2. The bracket of claim 1 wherein the clamping members are connected to position two cushions in a generally coplanar relation.
3. The bracket of claim 1 wherein the clamping members are connected at right angles.
4. The bracket of claim 1 wherein the clamping members are connected by an adjustable hinge whereby cushions held by the bracket are held at a selected angle.
5. A floor brace for supporting furniture cushions perpendicular to a floor for use in constructing child-sized forts and tunnels comprising:
a clamping member constructed having an opening that is sized to engage an edge of a furniture cushion an to hold the cushion in a firm stable manner;
a base sized to extend from the clamping member; and
the clamping member secured to the base to open generally away from the base whereby a cushion may be supported extending upwardly from the floor.
6. The floor brace of claim 5 further comprising a second clamping member that is secured to the base at a right angle to the clamping member whereby two cushions can be supported at right angles to each other and generally perpendicular to a floor.
7. The floor brace of claim 5 further comprising a second clamping member, a third, clamping member, and a fourth clamping member, the clamping members positioned in a cruciform configuration whereby up to four cushions can be supported perpendicular to a floor and at right angles to each other.

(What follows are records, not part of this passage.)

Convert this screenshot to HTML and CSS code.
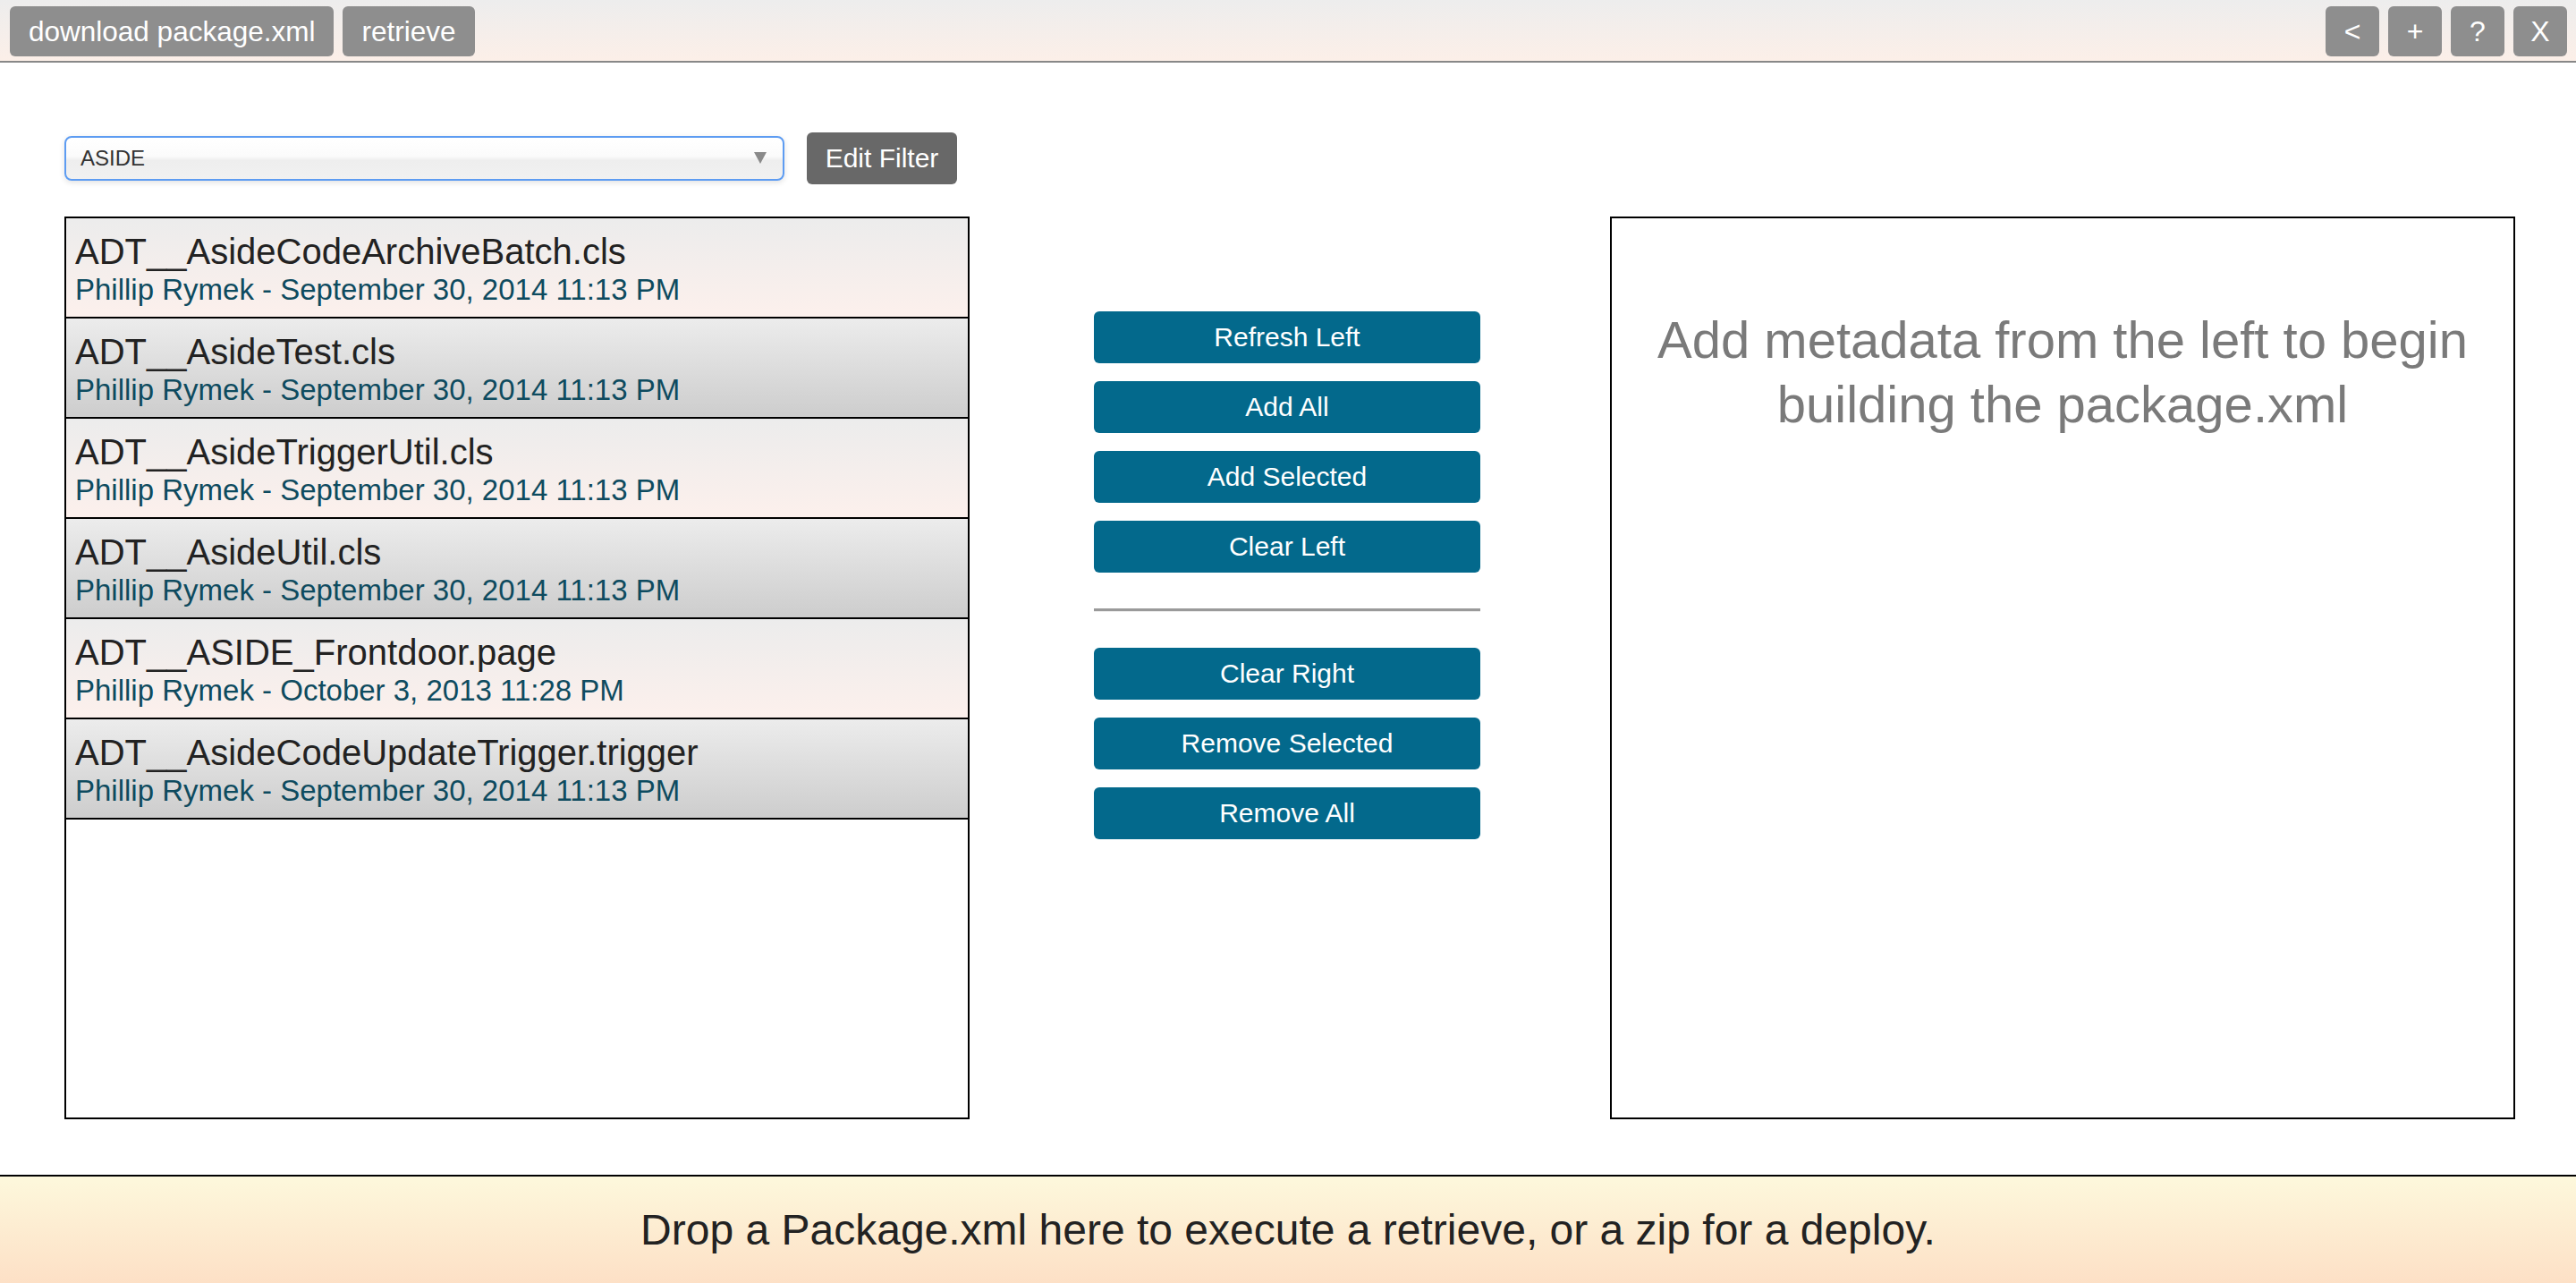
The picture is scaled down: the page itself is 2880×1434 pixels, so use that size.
FILE: index.html
```html
<!DOCTYPE html>
<html>
<head>
<meta charset="utf-8">
<title>Package Builder</title>
<link rel="stylesheet" href="styles.css">
</head>
<body>
<header class="topbar">
  <div class="topbar-group">
    <button class="top-btn">download package.xml</button>
    <button class="top-btn">retrieve</button>
  </div>
  <div class="topbar-group">
    <button class="top-btn square">&lt;</button>
    <button class="top-btn square">+</button>
    <button class="top-btn square">?</button>
    <button class="top-btn square">X</button>
  </div>
</header>

<main class="content">
  <div class="filter-row">
    <div class="select">
      <span class="select-value">ASIDE</span>
      <span class="select-arrow"></span>
    </div>
    <button class="edit-filter">Edit Filter</button>
  </div>

  <div class="columns">
    <div class="panel list">
      <div class="row odd">
        <div class="row-title">ADT__AsideCodeArchiveBatch.cls</div>
        <div class="row-sub">Phillip Rymek - September 30, 2014 11:13 PM</div>
      </div>
      <div class="row even">
        <div class="row-title">ADT__AsideTest.cls</div>
        <div class="row-sub">Phillip Rymek - September 30, 2014 11:13 PM</div>
      </div>
      <div class="row odd">
        <div class="row-title">ADT__AsideTriggerUtil.cls</div>
        <div class="row-sub">Phillip Rymek - September 30, 2014 11:13 PM</div>
      </div>
      <div class="row even">
        <div class="row-title">ADT__AsideUtil.cls</div>
        <div class="row-sub">Phillip Rymek - September 30, 2014 11:13 PM</div>
      </div>
      <div class="row odd">
        <div class="row-title">ADT__ASIDE_Frontdoor.page</div>
        <div class="row-sub">Phillip Rymek - October 3, 2013 11:28 PM</div>
      </div>
      <div class="row even">
        <div class="row-title">ADT__AsideCodeUpdateTrigger.trigger</div>
        <div class="row-sub">Phillip Rymek - September 30, 2014 11:13 PM</div>
      </div>
    </div>

    <div class="actions">
      <button class="action-btn">Refresh Left</button>
      <button class="action-btn">Add All</button>
      <button class="action-btn">Add Selected</button>
      <button class="action-btn">Clear Left</button>
      <hr class="divider">
      <button class="action-btn">Clear Right</button>
      <button class="action-btn">Remove Selected</button>
      <button class="action-btn">Remove All</button>
    </div>

    <div class="panel target">
      <p class="placeholder">Add metadata from the left to begin<br>building the package.xml</p>
    </div>
  </div>
</main>

<footer class="dropzone">Drop a Package.xml here to execute a retrieve, or a zip for a deploy.</footer>
</body>
</html>
```

FILE: styles.css
```css
* { box-sizing: border-box; }

html, body {
  margin: 0;
  padding: 0;
  height: 100%;
}

body {
  font-family: "Liberation Sans", Arial, Helvetica, sans-serif;
  color: #222;
  background: #fff;
  display: flex;
  flex-direction: column;
  min-height: 100vh;
}

button {
  font-family: inherit;
  border: none;
  cursor: pointer;
}

/* top bar */
.topbar {
  height: 70px;
  padding: 7px 10px 0 11px;
  display: flex;
  justify-content: space-between;
  align-items: flex-start;
  background: linear-gradient(#ededed, #fcefe8);
  border-bottom: 2px solid #888;
  flex: none;
}

.topbar-group {
  display: flex;
  gap: 10px;
}

.top-btn {
  height: 56px;
  padding: 0 21px;
  background: #8e8e8e;
  color: #fff;
  font-size: 31.5px;
  border-radius: 6px;
  line-height: 56px;
}

.top-btn.square {
  width: 60px;
  padding: 0;
  font-size: 32px;
}

/* content */
.content {
  flex: 1;
  padding: 78px 68px 0 72px;
}

.filter-row {
  display: flex;
  align-items: center;
  gap: 25px;
  height: 58px;
}

.select {
  width: 805px;
  height: 50px;
  border: 2px solid #5d9cf2;
  border-radius: 8px;
  background: linear-gradient(#ffffff 0%, #fbfbfb 45%, #eeeeee 55%, #f1f1f1 100%);
  box-shadow: 0 2px 6px rgba(0, 0, 0, 0.12);
  display: flex;
  align-items: center;
  justify-content: space-between;
  padding: 0 18px 0 16px;
}

.select-value {
  font-size: 24px;
  color: #333;
}

.select-arrow {
  width: 0;
  height: 0;
  border-left: 7px solid transparent;
  border-right: 7px solid transparent;
  border-top: 13px solid #8a8a8a;
  margin-top: -2px;
}

.edit-filter {
  width: 168px;
  height: 58px;
  background: #686868;
  color: #fff;
  font-size: 30px;
  border-radius: 6px;
  padding: 0;
}

.columns {
  margin-top: 36px;
  display: grid;
  grid-template-columns: 1012px 1fr 1012px;
}

.panel {
  height: 1009px;
  border: 2px solid #000;
  background: #fff;
}

.list {
  overflow: hidden;
}

.row {
  height: 112px;
  border-bottom: 2px solid #000;
  padding: 14px 10px 0 10px;
}

.row.odd {
  background: linear-gradient(#ececec, #fcf0ec);
}

.row.even {
  background: linear-gradient(#ececec, #cdcdcd);
}

.row-title {
  font-size: 40px;
  line-height: 46px;
  color: #222;
  white-space: nowrap;
}

.row-sub {
  font-size: 33px;
  line-height: 40px;
  color: #0e4b5f;
  white-space: nowrap;
}

/* actions column */
.actions {
  padding: 106px 145px 0 139px;
  display: flex;
  flex-direction: column;
  gap: 20px;
}

.action-btn {
  height: 58px;
  width: 100%;
  background: #03698c;
  color: #fff;
  font-size: 30px;
  border-radius: 6px;
  padding: 0;
}

.divider {
  margin: 20px 0 20px 0;
  height: 0;
  border: none;
  border-top: 3px solid #9a9a9a;
  border-bottom: 1px solid #ececec;
}

/* target panel */
.placeholder {
  margin: 0;
  padding-top: 100px;
  text-align: center;
  font-size: 58px;
  line-height: 72px;
  color: #7a7a7a;
}

/* footer */
.dropzone {
  flex: none;
  height: 121px;
  border-top: 2px solid #000;
  background: linear-gradient(#fdf8dc, #fde0c6);
  display: flex;
  align-items: center;
  justify-content: center;
  font-size: 48px;
  color: #222;
}
```
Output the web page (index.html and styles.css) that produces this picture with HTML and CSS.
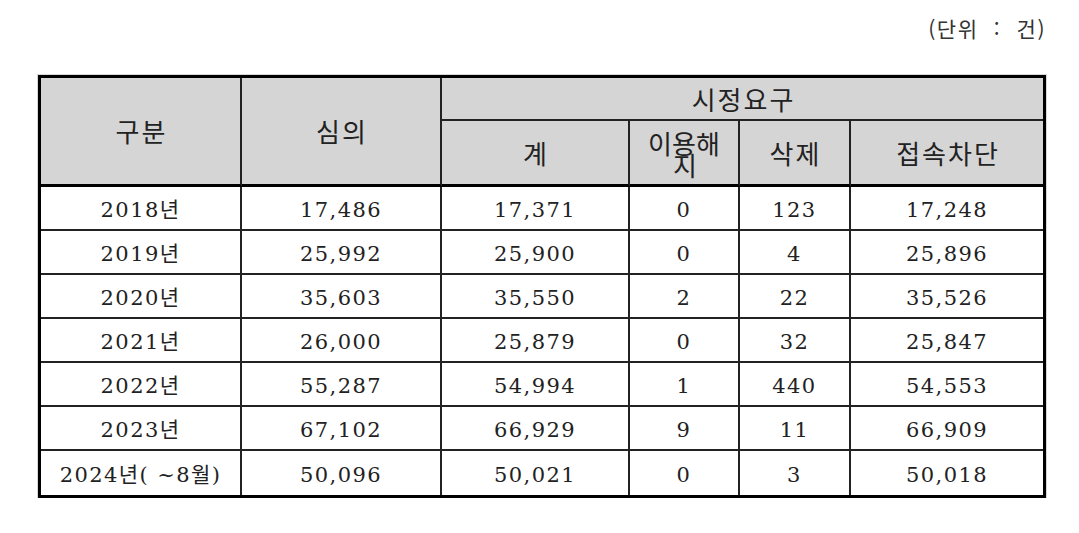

8. A bracket for connecting furniture cushions to construct child sized forts and tunnels comprising an upper chamber formed by a first and a second generally L-shaped members that are separated from each other and are connected by a perpendicular separator, and a lower chamber extending the second generally L-shaped member, the lower chamber formed by two sets of parallel walls that are at a right angle to each other and that form openings at right angles to each other, the two sets of parallel walls sized to hold two cushions perpendicular to the upper chamber and each other in a firm and stable manner.
9. A method for building a structure of cushions comprising:
providing one or more cushions;
providing a bracket that is sized and constructed to engage a cushion to hold the cushion in a designed position with respect to the bracket;
engaging a cushion with the bracket; and
positioning the cushion at a desired location and in a designed orientation.
10. The method for building a structure of cushions of claim 9 wherein the bracket is constructed to engage two cushions and to hold each cushion in a desired position with respect to the other cushion and the step of engaging a cushion further comprises engaging two cushions.
11. The method for building a structure of cushions of claim 9 wherein the bracket includes a floor support and the step of positioning the cushion includes placing the floor support at a desired location on a floor.
Description
    RELATED APPLICATIONS
  • [0001]
    Priority is claimed from provisional application U.S. Ser. No. 60/603,787, filed Aug. 23, 2004 by Philip F. Denny, of Chicago, Ill., now pending. The entire specification and all the claims and drawings of the provisional application referred to above are hereby incorporated by reference to provide continuity of disclosure.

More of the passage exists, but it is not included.